(A run of records)
──────

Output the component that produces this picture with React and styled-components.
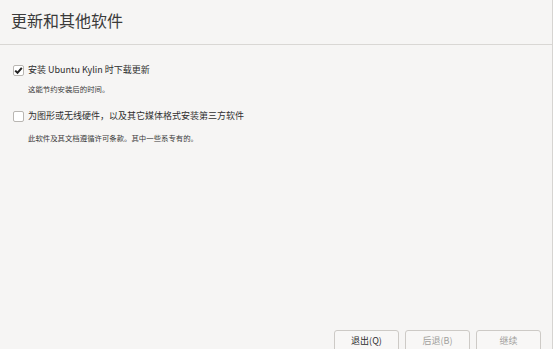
import React from "react";
import styled, { createGlobalStyle } from "styled-components";

const Global = createGlobalStyle`
  html, body { margin: 0; padding: 0; background: #f6f5f4; }
  body { font-family: "Noto Sans CJK SC", "Noto Sans", sans-serif; }
`;

const Window = styled.div`
  width: 553px;
  height: 349px;
  box-sizing: border-box;
  border-right: 1px solid #d6d4d1;
  background: #f6f5f4;
  display: flex;
  flex-direction: column;
  overflow: hidden;
`;

const Header = styled.div`
  height: 45px;
  flex: none;
  box-sizing: border-box;
  border-bottom: 1px solid #d9d7d4;
  display: flex;
  align-items: center;
  padding: 0 0 4px 11px;
`;

const Title = styled.h1`
  margin: 0;
  font-size: 16px;
  font-weight: 400;
  color: #3a3a3a;
`;

const Content = styled.div`
  flex: 1;
  padding: 19px 0 0 13px;
  display: flex;
  flex-direction: column;
`;

const Option = styled.div`
  display: flex;
  flex-direction: column;
  margin-bottom: ${(p) => p.$gap}px;
`;

const Row = styled.label`
  display: flex;
  align-items: center;
  gap: 4px;
  height: 12px;
`;

const Box = styled.span`
  width: 11px;
  height: 11px;
  box-sizing: border-box;
  border: 1px solid #b9b6b2;
  border-radius: 2px;
  background: #ffffff;
  display: flex;
  align-items: center;
  justify-content: center;
`;

const Label = styled.span`
  font-size: 9px;
  color: #2e2e2e;
  line-height: 12px;
`;

const Desc = styled.div`
  font-size: 7.4px;
  color: #3a3a3a;
  line-height: 10px;
  margin: ${(p) => p.$top}px 0 0 15px;
`;

const Footer = styled.div`
  height: 19px;
  flex: none;
  display: flex;
  justify-content: flex-end;
  gap: 6px;
  padding-right: 11px;
`;

const Button = styled.button`
  width: 65px;
  height: 24px;
  flex: none;
  box-sizing: border-box;
  border: 1px solid #cdcac6;
  border-radius: 3px;
  background: #f8f7f6;
  font-family: "Noto Sans CJK SC", "Noto Sans", sans-serif;
  font-size: 9px;
  color: ${(p) => (p.disabled ? "#a19f9c" : "#2e2e2e")};
  padding: 0 0 2px 0;
  line-height: 12px;
`;

function Check({ checked }) {
  return (
    <Box>
      {checked && (
        <svg width="9" height="9" viewBox="0 0 9 9">
          <path d="M1.2 4.6 L3.5 6.8 L7.8 1.8" fill="none" stroke="#222" strokeWidth="2" />
        </svg>
      )}
    </Box>
  );
}

export default function App() {
  return (
    <>
      <Global />
      <Window>
        <Header>
          <Title>更新和其他软件</Title>
        </Header>
        <Content>
          <Option $gap={16}>
            <Row>
              <Check checked />
              <Label>安装 Ubuntu Kylin 时下载更新</Label>
            </Row>
            <Desc $top={8}>这能节约安装后的时间。</Desc>
          </Option>
          <Option $gap={0}>
            <Row>
              <Check />
              <Label>为图形或无线硬件，以及其它媒体格式安装第三方软件</Label>
            </Row>
            <Desc $top={11}>此软件及其文档遵循许可条款。其中一些系专有的。</Desc>
          </Option>
        </Content>
        <Footer>
          <Button>退出(Q)</Button>
          <Button disabled>后退(B)</Button>
          <Button disabled>继续</Button>
        </Footer>
      </Window>
    </>
  );
}
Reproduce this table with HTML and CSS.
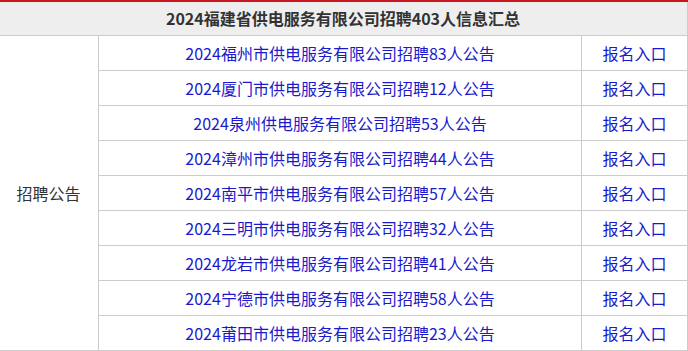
FILE: index.html
```html
<!DOCTYPE html>
<html lang="zh-CN">
<head>
<meta charset="utf-8">
<title>2024福建省供电服务有限公司招聘403人信息汇总</title>
<link rel="stylesheet" href="styles.css">
</head>
<body>
<table class="summary">
  <colgroup>
    <col class="c1">
    <col class="c2">
    <col class="c3">
  </colgroup>
  <thead>
    <tr><th colspan="3">2024福建省供电服务有限公司招聘403人信息汇总</th></tr>
  </thead>
  <tbody>
    <tr><td class="cat" rowspan="9">招聘公告</td><td><a href="#">2024福州市供电服务有限公司招聘83人公告</a></td><td><a href="#">报名入口</a></td></tr>
    <tr><td><a href="#">2024厦门市供电服务有限公司招聘12人公告</a></td><td><a href="#">报名入口</a></td></tr>
    <tr><td><a href="#">2024泉州供电服务有限公司招聘53人公告</a></td><td><a href="#">报名入口</a></td></tr>
    <tr><td><a href="#">2024漳州市供电服务有限公司招聘44人公告</a></td><td><a href="#">报名入口</a></td></tr>
    <tr><td><a href="#">2024南平市供电服务有限公司招聘57人公告</a></td><td><a href="#">报名入口</a></td></tr>
    <tr><td><a href="#">2024三明市供电服务有限公司招聘32人公告</a></td><td><a href="#">报名入口</a></td></tr>
    <tr><td><a href="#">2024龙岩市供电服务有限公司招聘41人公告</a></td><td><a href="#">报名入口</a></td></tr>
    <tr><td><a href="#">2024宁德市供电服务有限公司招聘58人公告</a></td><td><a href="#">报名入口</a></td></tr>
    <tr><td><a href="#">2024莆田市供电服务有限公司招聘23人公告</a></td><td><a href="#">报名入口</a></td></tr>
  </tbody>
</table>
</body>
</html>
```
FILE: styles.css
```css
html, body {
  margin: 0;
  padding: 0;
  background: #fff;
}
body {
  font-family: "Noto Sans CJK SC", "Noto Sans", sans-serif;
  font-size: 16px;
  color: #333;
}
.summary {
  border-collapse: collapse;
  table-layout: fixed;
  width: 689px;
  margin-left: -2px;
  border-top: 2px solid #c8161d;
}
.c1 { width: 100px; }
.c2 { width: 483px; }
.c3 { width: 106px; }
.summary th {
  height: 33px;
  padding: 0;
  background: #eeeeee;
  font-weight: bold;
  font-size: 16px;
  color: #333;
  text-align: center;
  border: 1px solid #cccccc;
  border-top: none;
  line-height: 33px;
}
.summary td {
  height: 34px;
  padding: 0;
  text-align: center;
  border: 1px solid #cccccc;
  line-height: 34px;
  white-space: nowrap;
}
.summary td.cat {
  color: #333;
}
.summary a {
  color: #1a1acc;
  text-decoration: none;
}
```
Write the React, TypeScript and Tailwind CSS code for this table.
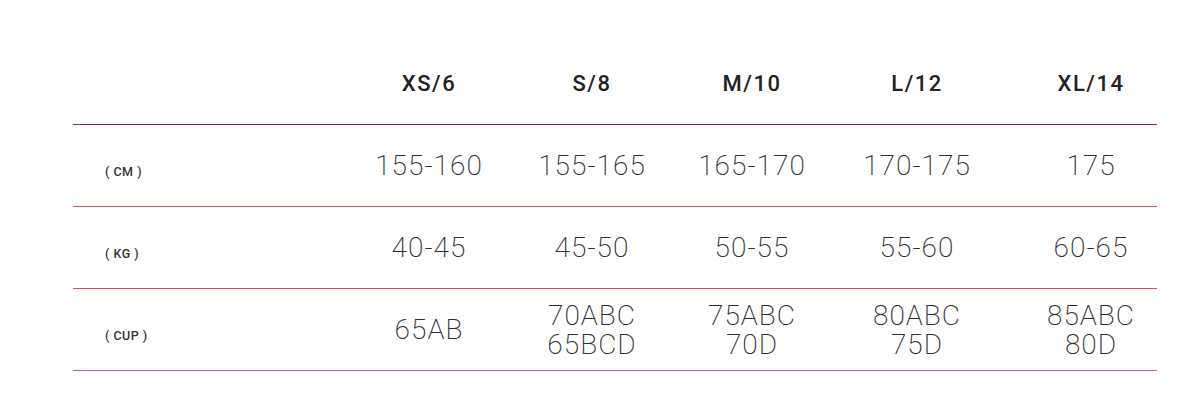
import React from "react";

interface SizeRow {
  label: string;
  values: string[][];
}

const sizes = ["XS/6", "S/8", "M/10", "L/12", "XL/14"];

const rows: SizeRow[] = [
  { label: "( CM )", values: [["155-160"], ["155-165"], ["165-170"], ["170-175"], ["175"]] },
  { label: "( KG )", values: [["40-45"], ["45-50"], ["50-55"], ["55-60"], ["60-65"]] },
  {
    label: "( CUP )",
    values: [["65AB"], ["70ABC", "65BCD"], ["75ABC", "70D"], ["80ABC", "75D"], ["85ABC", "80D"]],
  },
];

// the last column sits a bit right of its cell centre in the original
const cellPad = ["", "", "", "", "pl-[22px]"];

const gridCols = "grid grid-cols-[274px_164px_162px_158px_172px_154px]";

const App: React.FC = () => {
  return (
    <div className="w-[1200px] h-[401px] bg-white font-['Roboto','Liberation_Sans',sans-serif]">
      <div className="ml-[73px] w-[1084px]">
        {/* header */}
        <div className={`${gridCols} h-[125px] border-b border-[#952f3c]`}>
          <div />
          {sizes.map((s, i) => (
            <div
              key={s}
              className={`flex justify-center pt-[71px] text-[22px] leading-[26px] font-medium tracking-[1.5px] text-[#222] ${cellPad[i]}`}
            >
              {s}
            </div>
          ))}
        </div>

        {rows.map((row, r) => (
          <div
            key={row.label}
            className={`${gridCols} h-[82px] border-b ${r === 2 ? "border-[#c9636a]" : "border-[#d6525c]"}`}
          >
            <div className="flex items-center pl-[32px] pt-[14px] text-[12.5px] font-medium tracking-[0.5px] text-[#333]">
              {row.label}
            </div>
            {row.values.map((v, i) => (
              <div
                key={i}
                className={`flex flex-col items-center justify-center text-[28px] font-extralight leading-[29px] tracking-[1px] text-[#2e2e2e] ${cellPad[i]}`}
              >
                {v.map((line) => (
                  <span key={line}>{line}</span>
                ))}
              </div>
            ))}
          </div>
        ))}
      </div>
    </div>
  );
};

export default App;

──────

Show every line in the entries where the string "React" occurs.

Output the component that produces this picture with React and styled-components.
import React from "react";
Write the React, TypeScript and Tailwind CSS code for this table.
import React from "react";
const App: React.FC = () => {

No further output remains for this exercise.